How might manmade sound systems interact with natural sound systems? How might these systems work together to produce new sounds?
These are the questions I asked when starting my research. What makes a sound posthuman? I started with natural sounds, that exist outside of human influence; natural networks of sound, systems that repeat and produce sound as they ebb and flow—wind, waves, erosion. And what about manmade sounds? How might manmade sound systems affect natural sound systems? What would be the output of those two types of systems working together, and what might those new sounds be like?
When one system is heard through the parameters of another system, both sounds change.
I thought about sound obsolescence; which manmade sound systems might still exist after we're extinct, and which might not? I chose the sound of dial-up internet (made available on YouTube) as a manmade network that produces a sound output. In order to hear the sound of dial-up internet through the parameters of the natural sound system of ocean waves, I compared the two in a sound editor and manipulated the dial-up tone to mimic the sound waves of the ocean sound.

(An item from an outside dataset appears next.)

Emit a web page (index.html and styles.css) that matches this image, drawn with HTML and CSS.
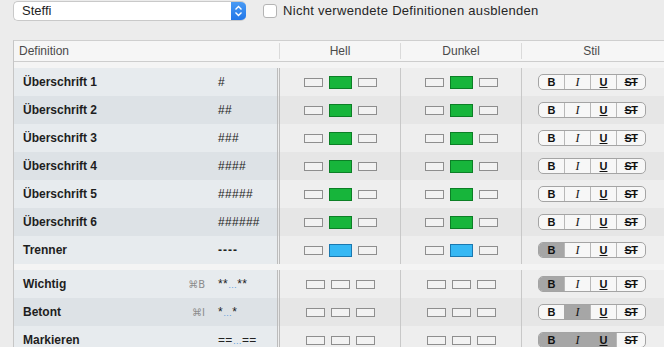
FILE: index.html
```html
<!DOCTYPE html>
<html lang="de">
  <head>
    <meta charset="UTF-8" />
    <title>Stile</title>
    <link rel="stylesheet" href="styles.css">
  </head>
  <body>
    <div class="toolbar">
      <div class="popup">
        <span class="popup-label">Steffi</span>
        <span class="popup-arrows">
          <svg width="15" height="20" viewBox="0 0 15 20">
            <path d="M4.5 8.5 L7.5 5.5 L10.5 8.5" fill="none" stroke="#fff" stroke-width="1.4"/>
            <path d="M4.5 11.5 L7.5 14.5 L10.5 11.5" fill="none" stroke="#fff" stroke-width="1.4"/>
          </svg>
        </span>
      </div>
      <label class="check"><span class="check-box"></span>Nicht verwendete Definitionen ausblenden</label>
    </div>

    <div class="table">
      <div class="thead">
        <div class="th th-def">Definition</div>
        <div class="th">Hell</div>
        <div class="th">Dunkel</div>
        <div class="th">Stil</div>
        <div class="th th-rest"></div>
      </div>
      <div class="gap"></div>

      <!-- Überschriften -->
      <div class="row">
        <div class="cell def"><span class="name">Überschrift 1</span><span class="key"></span><span class="mark">#</span></div>
        <div class="cell hell"><span class="sw"></span><span class="sw big green"></span><span class="sw"></span></div>
        <div class="cell dunkel"><span class="sw"></span><span class="sw big green"></span><span class="sw"></span></div>
        <div class="cell stil"><div class="seg"><span class="b">B</span><span class="i">I</span><span class="u">U</span><span class="st">ST</span></div></div>
        <div class="cell rest"></div>
      </div>
      <div class="row">
        <div class="cell def"><span class="name">Überschrift 2</span><span class="key"></span><span class="mark">##</span></div>
        <div class="cell hell"><span class="sw"></span><span class="sw big green"></span><span class="sw"></span></div>
        <div class="cell dunkel"><span class="sw"></span><span class="sw big green"></span><span class="sw"></span></div>
        <div class="cell stil"><div class="seg"><span class="b">B</span><span class="i">I</span><span class="u">U</span><span class="st">ST</span></div></div>
        <div class="cell rest"></div>
      </div>
      <div class="row">
        <div class="cell def"><span class="name">Überschrift 3</span><span class="key"></span><span class="mark">###</span></div>
        <div class="cell hell"><span class="sw"></span><span class="sw big green"></span><span class="sw"></span></div>
        <div class="cell dunkel"><span class="sw"></span><span class="sw big green"></span><span class="sw"></span></div>
        <div class="cell stil"><div class="seg"><span class="b">B</span><span class="i">I</span><span class="u">U</span><span class="st">ST</span></div></div>
        <div class="cell rest"></div>
      </div>
      <div class="row">
        <div class="cell def"><span class="name">Überschrift 4</span><span class="key"></span><span class="mark">####</span></div>
        <div class="cell hell"><span class="sw"></span><span class="sw big green"></span><span class="sw"></span></div>
        <div class="cell dunkel"><span class="sw"></span><span class="sw big green"></span><span class="sw"></span></div>
        <div class="cell stil"><div class="seg"><span class="b">B</span><span class="i">I</span><span class="u">U</span><span class="st">ST</span></div></div>
        <div class="cell rest"></div>
      </div>
      <div class="row">
        <div class="cell def"><span class="name">Überschrift 5</span><span class="key"></span><span class="mark">#####</span></div>
        <div class="cell hell"><span class="sw"></span><span class="sw big green"></span><span class="sw"></span></div>
        <div class="cell dunkel"><span class="sw"></span><span class="sw big green"></span><span class="sw"></span></div>
        <div class="cell stil"><div class="seg"><span class="b">B</span><span class="i">I</span><span class="u">U</span><span class="st">ST</span></div></div>
        <div class="cell rest"></div>
      </div>
      <div class="row">
        <div class="cell def"><span class="name">Überschrift 6</span><span class="key"></span><span class="mark">######</span></div>
        <div class="cell hell"><span class="sw"></span><span class="sw big green"></span><span class="sw"></span></div>
        <div class="cell dunkel"><span class="sw"></span><span class="sw big green"></span><span class="sw"></span></div>
        <div class="cell stil"><div class="seg"><span class="b">B</span><span class="i">I</span><span class="u">U</span><span class="st">ST</span></div></div>
        <div class="cell rest"></div>
      </div>
      <div class="row">
        <div class="cell def"><span class="name">Trenner</span><span class="key"></span><span class="mark dash">----</span></div>
        <div class="cell hell"><span class="sw"></span><span class="sw big blue"></span><span class="sw"></span></div>
        <div class="cell dunkel"><span class="sw"></span><span class="sw big blue"></span><span class="sw"></span></div>
        <div class="cell stil"><div class="seg"><span class="b on">B</span><span class="i">I</span><span class="u">U</span><span class="st">ST</span></div></div>
        <div class="cell rest"></div>
      </div>

      <div class="gap"></div>

      <!-- Auszeichnungen -->
      <div class="row">
        <div class="cell def"><span class="name">Wichtig</span><span class="key">⌘B</span><span class="mark">**<em>…</em>**</span></div>
        <div class="cell hell"><span class="sw"></span><span class="sw"></span><span class="sw"></span></div>
        <div class="cell dunkel"><span class="sw"></span><span class="sw"></span><span class="sw"></span></div>
        <div class="cell stil"><div class="seg"><span class="b on">B</span><span class="i">I</span><span class="u">U</span><span class="st">ST</span></div></div>
        <div class="cell rest"></div>
      </div>
      <div class="row">
        <div class="cell def"><span class="name">Betont</span><span class="key">⌘I</span><span class="mark">*<em>…</em>*</span></div>
        <div class="cell hell"><span class="sw"></span><span class="sw"></span><span class="sw"></span></div>
        <div class="cell dunkel"><span class="sw"></span><span class="sw"></span><span class="sw"></span></div>
        <div class="cell stil"><div class="seg"><span class="b">B</span><span class="i on">I</span><span class="u">U</span><span class="st">ST</span></div></div>
        <div class="cell rest"></div>
      </div>
      <div class="row">
        <div class="cell def"><span class="name">Markieren</span><span class="key"></span><span class="mark">==<em>…</em>==</span></div>
        <div class="cell hell"><span class="sw"></span><span class="sw"></span><span class="sw"></span></div>
        <div class="cell dunkel"><span class="sw"></span><span class="sw"></span><span class="sw"></span></div>
        <div class="cell stil"><div class="seg"><span class="b on">B</span><span class="i on">I</span><span class="u on">U</span><span class="st">ST</span></div></div>
        <div class="cell rest"></div>
      </div>
    </div>
  </body>
</html>
```

FILE: styles.css
```css
body {
  margin: 0;
  background: #ececec;
  font-family: "Liberation Sans", Arial, sans-serif;
  color: #1e1e1e;
  overflow: hidden;
}

/* ----------- barre du haut ----------- */
.toolbar {
  display: flex;
  align-items: center;
  height: 21px;
  padding: 0 0 0 13px;
}
.popup {
  display: flex;
  width: 233px;
  height: 20px;
  box-sizing: border-box;
  background: #fff;
  border: 1px solid #c9c9c9;
  border-right: none;
  border-radius: 5px;
  overflow: hidden;
}
.popup-label {
  flex-grow: 1;
  padding-left: 8px;
  font-size: 13px;
  line-height: 18px;
}
.popup-arrows {
  width: 15px;
  height: 20px;
  margin-top: -1px;
  background: linear-gradient(#4a9cf5, #1f75e8);
}
.popup-arrows svg {
  display: block;
}
.check {
  display: flex;
  align-items: center;
  margin-left: 17px;
  font-size: 13px;
  letter-spacing: 0.3px;
  color: #262626;
}
.check-box {
  width: 12px;
  height: 12px;
  margin-right: 6px;
  background: #fff;
  border: 1px solid #b4b4b4;
  border-radius: 3px;
}

/* ----------- tableau ----------- */
.table {
  margin: 19px 0 0 13px;
  width: 700px;
  border-left: 1px solid #c6c6c6;
  border-top: 1px solid #cfcfcf;
}
.thead {
  display: grid;
  grid-template-columns: 265px 121px 121px 140px 1fr;
  height: 20px;
  background: #f6f6f6;
  border-bottom: 1px solid #cdcdcd;
}
.th {
  font-size: 12px;
  color: #4a4a4a;
  text-align: center;
  border-left: 1px solid #dadada;
  margin: 2px 0;
  line-height: 16px;
}
.th-def {
  text-align: left;
  padding-left: 5px;
  border-left: none;
}
.th-rest {
  border-left: none;
}
.gap {
  height: 6px;
  background: #f4f4f4;
}

.row {
  display: grid;
  grid-template-columns: 263px 124px 121px 140px 1fr;
  height: 28px;
}
.cell {
  display: flex;
  align-items: center;
  justify-content: center;
  background: #eeeeee;
}
.row:nth-of-type(even) .cell {
  background: #e6e6e6;
}
.cell.def {
  justify-content: flex-start;
  padding-left: 9px;
  background: #e7ebee;
  font-size: 12px;
}
.row:nth-of-type(even) .cell.def {
  background: #dde2e6;
}
.cell.hell {
  border-left: 3px double #bcbcbc;
  border-right: 1px solid #c8c8c8;
}
.cell.dunkel {
  border-right: 1px solid #c8c8c8;
}

.name {
  flex-grow: 1;
  font-weight: bold;
}
.key {
  color: #8c8c8c;
  font-family: "DejaVu Sans", "Liberation Sans", sans-serif;
  font-size: 10px;
}
.mark {
  width: 59px;
  margin-left: 13px;
  color: #222;
  letter-spacing: 0.3px;
}
.mark em {
  font-style: normal;
  color: #5f9fdb;
  font-size: 9px;
}
.mark.dash {
  font-weight: bold;
  letter-spacing: 1px;
}

/* pastilles de couleur */
.sw {
  width: 19px;
  height: 9px;
  box-sizing: border-box;
  margin: 0 3px;
  background: #f2f2f2;
  border: 1px solid #8e8e8e;
}
.sw.big {
  width: 23px;
  height: 13px;
}
.sw.green {
  background: #17b53b;
  border-color: #0c7f26;
}
.sw.blue {
  background: #36b8f4;
  border-color: #1a78b0;
}

/* boutons de style */
.seg {
  display: flex;
  height: 16px;
  box-sizing: border-box;
  border: 1px solid #a4a4a4;
  border-radius: 5px;
  background: #f7f7f7;
  overflow: hidden;
}
.seg span {
  width: 25px;
  font-size: 11px;
  line-height: 14px;
  text-align: center;
  border-left: 1px solid #b8b8b8;
  color: #111;
}
.seg span:first-child {
  border-left: none;
}
.seg .b {
  font-weight: bold;
}
.seg .i {
  font-family: "Liberation Serif", serif;
  font-style: italic;
  font-size: 12px;
}
.seg .u {
  text-decoration: underline;
  font-weight: bold;
}
.seg .st {
  width: 28px;
  text-decoration: line-through;
  letter-spacing: -0.5px;
  font-weight: bold;
}
.seg span.on {
  background: #a6a6a6;
  border-left-color: #a6a6a6;
}
```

But what if the sound systems were to overlap in a different way? What if, instead of replicating the sound waves of a system, the sound waves replicated the shape of the system itself?
The new sound has become almost completely indistinguishable from the initial dial-up tone; in order to manipulate the waveform at this level, very tiny snippets of sound had to be edited, making it difficult and time-consuming to edit the entire sound file. The above sound is a loop of less than one second of sound.